Another smart way to use a tax refund is to pay down credit card debt. In the last quarter of 2025, total credit card balances in the U.S. rose by $44 billion. This pushed the total credit card debt to about $1.28 trillion. The total balance was 5.5% higher than the previous year. Because of rising debt and late payments, more than one-third of Americans plan to use their tax refund to pay off debt this year, as per Investopedia.

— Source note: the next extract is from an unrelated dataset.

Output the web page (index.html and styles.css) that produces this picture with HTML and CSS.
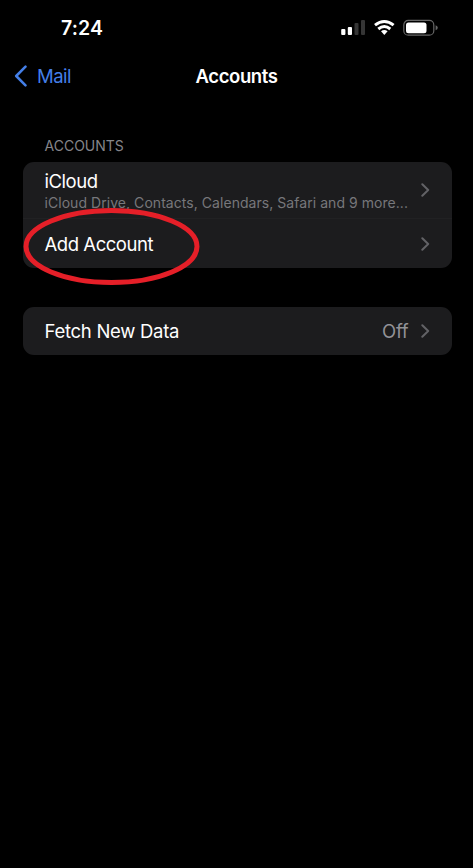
FILE: index.html
```html
<!DOCTYPE html>
<html lang="en">
<head>
<meta charset="utf-8">
<title>Accounts</title>
<link rel="stylesheet" href="styles.css">
</head>
<body>
<main class="screen">
  <div class="status">
    <span class="time">7:24</span>
    <svg class="indicators" width="98" height="20" viewBox="0 0 98 20">
      <g fill="#fff"><rect x="1.2" y="12" width="4.2" height="6" rx="1"/><rect x="7.8" y="10" width="4.2" height="8" rx="1"/></g>
      <g fill="#353535"><rect x="14.5" y="6" width="4" height="12" rx="1"/><rect x="21" y="3" width="4" height="15" rx="1"/></g>
      <g fill="none" stroke="#fff" stroke-width="3"><path d="M35 8.2Q44.3 .8 53.6 8.2"/><path d="M38.3 12Q44.3 7.1 50.3 12"/></g>
      <path fill="#fff" d="M41 14.3Q44.3 11.8 47.6 14.3L44.3 18Z"/>
      <rect x="63.8" y="3.4" width="30" height="14.8" rx="4.5" fill="none" stroke="#666" stroke-width="1.2"/>
      <rect x="66" y="5.4" width="20.5" height="10.8" rx="2.5" fill="#fff"/>
      <path fill="#666" d="M95.6 8.3Q97.8 9 97.8 10.8T95.6 13.3Z"/>
    </svg>
  </div>
  <header class="nav">
    <a class="back"><svg width="14" height="22" viewBox="0 0 14 22"><path d="M11.5 1.7 2.2 11l9.3 9.3"/></svg><span>Mail</span></a>
    <h1>Accounts</h1>
  </header>
  <h2>ACCOUNTS</h2>
  <section class="card accounts">
    <div class="row icloud">
      <div class="copy"><span class="label name">iCloud</span><span class="detail">iCloud Drive, Contacts, Calendars, Safari and 9 more...</span></div>
      <svg class="chevron" viewBox="0 0 9 14"><path d="m1.3 1.2 5.9 5.8-5.9 5.8"/></svg>
    </div>
    <div class="row add">
      <span class="label">Add Account</span>
      <svg class="chevron" viewBox="0 0 9 14"><path d="m1.3 1.2 5.9 5.8-5.9 5.8"/></svg>
    </div>
    <svg class="ring" width="178" height="80" viewBox="0 0 178 80"><ellipse cx="88.5" cy="39.5" rx="85.5" ry="36"/></svg>
  </section>
  <section class="card fetch">
    <div class="row">
      <span class="label data">Fetch New Data</span>
      <span class="value">Off</span>
      <svg class="chevron" viewBox="0 0 9 14"><path d="m1.3 1.2 5.9 5.8-5.9 5.8"/></svg>
    </div>
  </section>
</main>
</body>
</html>
```
FILE: styles.css
```css
* { box-sizing: border-box; }
body { margin: 0; background: #000; color: #fff; font-family: Inter, "Liberation Sans", sans-serif; }
.screen { height: 868px; overflow: hidden; background: #000; }
.status { height: 56px; padding: 17px 33px 0 61px; display: flex; justify-content: space-between; align-items: flex-start; }
.time { font-size: 19.5px; line-height: 23px; font-weight: 600; letter-spacing: .1px; }
.indicators { margin-right: 2px; }
.nav { height: 40px; padding: 0 14px; display: grid; grid-template-columns: 1fr auto 1fr; align-items: center; }
.back { display: flex; align-items: center; gap: 9px; color: #447fe8; font-size: 18.5px; letter-spacing: -.5px; }
.back path { fill: none; stroke: #447fe8; stroke-width: 2.5; stroke-linecap: round; stroke-linejoin: round; }
h1 { margin: 0; font-size: 18.5px; line-height: 24px; font-weight: 600; letter-spacing: -.4px; }
h2 { margin: 41px 0 0 44.5px; font-size: 14px; line-height: 18px; font-weight: 400; color: #85858a; }
.card { margin: 0 21.5px 0 22.5px; border-radius: 11px; background: #1c1c1e; }
.accounts { position: relative; margin-top: 7px; height: 105.5px; }
.row { display: flex; align-items: center; height: 48.5px; padding: 0 22px; }
.icloud { height: 57px; border-bottom: 1px solid #212123; }
.add { height: 49.5px; }
.copy { display: flex; flex-direction: column; flex: 1; padding-top: 2px; white-space: nowrap; }
.label { flex: 1; font-size: 18.5px; line-height: 24px; letter-spacing: -.45px; }
.data { letter-spacing: -.28px; }
.copy .label { line-height: 23px; }
.detail { font-size: 14px; line-height: 20px; letter-spacing: .05px; color: #77777b; }
.chevron { width: 9px; height: 14px; flex: none; }
.chevron path { fill: none; stroke: #626266; stroke-width: 2; stroke-linecap: round; stroke-linejoin: round; }
.ring { position: absolute; left: 0; top: 45px; }
.ring ellipse { fill: none; stroke: #e51f28; stroke-width: 5; }
.fetch { margin-top: 39px; }
.value { margin-right: 12px; color: #929297; font-size: 18.5px; letter-spacing: -.2px; }
```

Missing a credit card payment can hurt a person’s credit score. This can make it harder to get loans in the future. Credit cards usually have the highest interest rates compared to other common types of debt. The average credit card APR is about 25%. For example, if a person has a $3,000 credit card balance, they could pay about $750 in interest in one year if they do not pay the debt. But if the person gets a $3,000 tax refund and uses it to pay off the credit card balance right away, they can avoid paying that $750 interest. The $750 saved can then be used for other important things like buying groceries, saving money, or paying a mortgage.

FAQs

Q1. What are some smart ways to use a tax refund?

You can use a tax refund to save money in a CD or high-yield savings account, invest in retirement or education plans, or pay off credit card debt.

Q2. Is it better to save a tax refund or pay debt first?

Many experts say paying high-interest credit card debt first is smart because it saves money on interest and improves your credit score.